Ouvida em juízo às fls. 914/916-mídia, a testemunha Rogério César Ferreira, auditor fiscal da Receita Federal participante da diligência realizada em 04/08/2011, afirmou que naquela ocasião, no estabelecimento comercial do réu, foram encontrados selos avulsos, bem como detidas mercadorias diversas para posterior conferência. Relatou ainda que, por meio de amostras, identificou-se que, em alguns dos itens apreendidos, os selos apostos não correspondiam aos respectivos brinquedos nos quais estavam colocados, ao passo que outros simplesmente não apresentavam qualquer selo, sendo que alguns desses produtos possuíam até mesmo dois ou mais selos apostos na mesma embalagem.

Tal como bem anotado pelo magistrado sentenciante à fl. 993:

Em verdade, o acusado não conseguiu retificar, de forma convincente, a versão que havia apresentado nas duas vezes em que foi ouvido perante a Autoridade Policial. Assim, o conjunto probatório revela que, de fato, os selos foram encaminhados pelas empresas importadoras, com o consentimento do réu, para que ele os colasse nos produtos, com o intuito de economizar mão-de-obra e, por consequência, reduzir o preço do produto.
É evidente que, com a economia de mão-de-obra pela fornecedora, o acusado foi diretamente beneficiado com a redução dos preços dos produtos entregues, e, por consequência, acabou por assumir, de forma intencional, o encargo de apor os selos nos brinquedos.
A autoria e o dolo, portanto, são inegáveis.
Também não é convincente a alegação do réu de que não sabia que o comerciante não poderia colar os selos.

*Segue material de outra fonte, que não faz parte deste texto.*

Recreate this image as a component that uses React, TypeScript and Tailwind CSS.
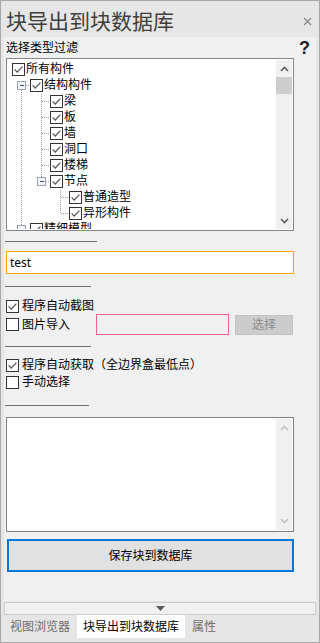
import React from "react";

type Seg = [number, number, number, number];

type TreeRow = { t: string; w: number; lines: Seg[]; exp?: number };

const ROWS: TreeRow[] = [
  { t: "所有构件", w: 4, lines: [] },
  { t: "结构构件", w: 22, lines: [[13, 8, 13, 16], [13, 8, 21, 8]], exp: 13 },
  { t: "梁", w: 42, lines: [[13, 0, 13, 16], [33, 0, 33, 16], [33, 8, 41, 8]] },
  { t: "板", w: 42, lines: [[13, 0, 13, 16], [33, 0, 33, 16], [33, 8, 41, 8]] },
  { t: "墙", w: 42, lines: [[13, 0, 13, 16], [33, 0, 33, 16], [33, 8, 41, 8]] },
  { t: "洞口", w: 42, lines: [[13, 0, 13, 16], [33, 0, 33, 16], [33, 8, 41, 8]] },
  { t: "楼梯", w: 42, lines: [[13, 0, 13, 16], [33, 0, 33, 16], [33, 8, 41, 8]] },
  { t: "节点", w: 42, lines: [[13, 0, 13, 16], [33, 0, 33, 8], [33, 8, 41, 8], [52, 12, 52, 16]], exp: 33 },
  { t: "普通造型", w: 61, lines: [[13, 0, 13, 16], [52, 0, 52, 16], [52, 8, 60, 8]] },
  { t: "异形构件", w: 61, lines: [[13, 0, 13, 16], [52, 0, 52, 8], [52, 8, 60, 8]] },
  { t: "精细模型", w: 22, lines: [[13, 0, 13, 16], [13, 8, 21, 8]], exp: 13 },
];

function Check({ on }: { on: boolean }) {
  return (
    <svg width="13" height="13" className="shrink-0" shapeRendering="geometricPrecision">
      <rect x="0.5" y="0.5" width="12" height="12" fill="#fff" stroke="#333" />
      {on && <path d="M2.6 6.4 L5.2 9.1 L10.4 3.6" fill="none" stroke="#555" strokeWidth="1.3" />}
    </svg>
  );
}

function Guides({ row }: { row: TreeRow }) {
  return (
    <svg width={row.w} height="16" className="shrink-0" shapeRendering="crispEdges">
      {row.lines.map(([x1, y1, x2, y2], i) => (
        <line key={i} x1={x1 + 0.5} y1={y1 + 0.5} x2={x2 + 0.5} y2={y2 + 0.5} stroke="#a0a0a0" strokeDasharray="1 1" />
      ))}
      {row.exp !== undefined && (
        <g>
          <rect x={row.exp - 3.5} y="4.5" width="8" height="8" fill="#f4f6fa" stroke="#9aa3b5" />
          <line x1={row.exp - 1.5} y1="8.5" x2={row.exp + 2.5} y2="8.5" stroke="#2e4a8a" />
        </g>
      )}
    </svg>
  );
}

function Chevron({ up, color }: { up: boolean; color: string }) {
  return (
    <svg width="9" height="6">
      <path d={up ? "M1 5 L4.5 1.5 L8 5" : "M1 1 L4.5 4.5 L8 1"} fill="none" stroke={color} strokeWidth="1.6" />
    </svg>
  );
}

function Sep({ w }: { w: string }) {
  return <div className={`ml-[1px] h-px bg-[#707070] ${w}`} />;
}

export default function App() {
  return (
    <div className="flex h-[643px] w-[320px] flex-col border border-[#a8a8a8] bg-[#e6e6e6] font-['Noto_Sans','Noto_Sans_CJK_SC',sans-serif] text-[12px] leading-[16px] text-black">
      {/* title */}
      <div className="flex h-[36px] shrink-0 items-start justify-between pl-[5px] pr-[7px] pt-[10px]">
        <span className="text-[21px] leading-[21px] text-[#3f3f3f]">块导出到块数据库</span>
        <svg width="9" height="9" className="mt-[6px]">
          <path d="M1 1 L8 8 M8 1 L1 8" stroke="#8a8a8a" strokeWidth="1.4" />
        </svg>
      </div>

      {/* panel */}
      <div className="mx-[3px] flex h-[564px] shrink-0 flex-col bg-[#f0f0f0]">
        <div className="mt-[3px] flex h-[16px] items-center justify-between pl-[2px] pr-[6px]">
          <span>选择类型过滤</span>
          <span className="font-['Liberation_Sans',sans-serif] text-[18px] font-bold leading-[16px] text-[#222]">?</span>
        </div>

        {/* tree */}
        <div className="ml-[2px] mt-[2px] flex h-[173px] w-[288px] border border-[#828790] bg-white p-px">
          <div className="flex-1 overflow-hidden pt-px">
            {ROWS.map((r) => (
              <div key={r.t} className="flex h-[16px] items-center whitespace-nowrap">
                <Guides row={r} />
                <Check on />
                <span className="ml-px">{r.t}</span>
              </div>
            ))}
          </div>
          <div className="flex w-[16px] flex-col items-center bg-[#f0f0f0]">
            <div className="flex h-[17px] items-center">
              <Chevron up color="#606060" />
            </div>
            <div className="h-[17px] w-full bg-[#cdcdcd]" />
            <div className="flex-1" />
            <div className="flex h-[17px] items-center">
              <Chevron up={false} color="#606060" />
            </div>
          </div>
        </div>

        <div className="mt-[10px]">
          <Sep w="w-[92px]" />
        </div>

        <div className="ml-[2px] mt-[9px] flex h-[23px] w-[288px] items-center border border-[#ffa500] bg-white pl-[3px]">
          test
        </div>

        <div className="mt-[12px]">
          <Sep w="w-[86px]" />
        </div>

        <div className="ml-[2px] mt-[11px] flex h-[16px] items-center gap-[3px]">
          <Check on />
          <span>程序自动截图</span>
        </div>
        <div className="ml-[2px] flex h-[21px] items-center">
          <Check on={false} />
          <span className="ml-[3px] w-[74px]">图片导入</span>
          <div className="h-[21px] w-[133px] border border-[#ec5f97] bg-[#f0f0f0]" />
          <div className="ml-[6px] flex h-[20px] w-[58px] items-center justify-center border border-[#c2c2c2] bg-[#cccccc] text-[#8a8a8a]">
            选择
          </div>
        </div>

        <div className="mt-[11px]">
          <Sep w="w-[86px]" />
        </div>

        <div className="ml-[2px] mt-[10px] flex h-[16px] items-center gap-[3px]">
          <Check on />
          <span>程序自动获取（全边界盒最低点）</span>
        </div>
        <div className="ml-[2px] mt-px flex h-[16px] items-center gap-[3px]">
          <Check on={false} />
          <span>手动选择</span>
        </div>

        <div className="mt-[15px]">
          <Sep w="w-[84px]" />
        </div>

        {/* text area */}
        <div className="ml-[2px] mt-[11px] flex h-[115px] w-[288px] border border-[#828282] bg-white p-px">
          <div className="flex-1" />
          <div className="flex w-[16px] flex-col items-center justify-between bg-[#f0f0f0] py-[6px]">
            <Chevron up color="#c2c2c2" />
            <Chevron up={false} color="#c2c2c2" />
          </div>
        </div>

        <div className="ml-[3px] mt-[7px] flex h-[33px] w-[287px] items-center justify-center border-2 border-[#0078d7] bg-[#e1e1e1]">
          保存块到数据库
        </div>
      </div>

      {/* collapse strip */}
      <div className="mx-[3px] mt-px flex h-[13px] shrink-0 items-center justify-center border border-[#cccccc] bg-[#f0f0f0]">
        <svg width="9" height="5">
          <path d="M0 0 L9 0 L4.5 5 Z" fill="#5a5a5a" />
        </svg>
      </div>

      {/* tabs */}
      <div className="flex h-[23px] items-center pl-[2px]">
        <div className="flex h-full items-center px-[7px] text-[#6d6d6d]">视图浏览器</div>
        <div className="flex h-full items-center bg-white px-[6px] text-black">块导出到块数据库</div>
        <div className="flex h-full items-center px-[7px] text-[#6d6d6d]">属性</div>
      </div>
    </div>
  );
}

Destarte, restam incontestes a materialidade e autoria delitivas, assim como o dolo do réu, em relação à prática do delito previsto no artigo 296, § 1º, II, do Código Penal, impondo-se, de rigor, a manutenção do decreto condenatório, bem como da dosimetria das penas a ele fixadas no mínimo patamar legal e da substituição da pena corporal, na forma do artigo 44, § 2º, segunda parte, do Código Penal, e em consonância com sua situação econômica evidenciada nos presentes autos.

Ante o exposto, nego provimento ao apelo da defesa.


Diante de todo o expendido, nego provimento aos recursos de apelação interpostos pela acusação e pela defesa.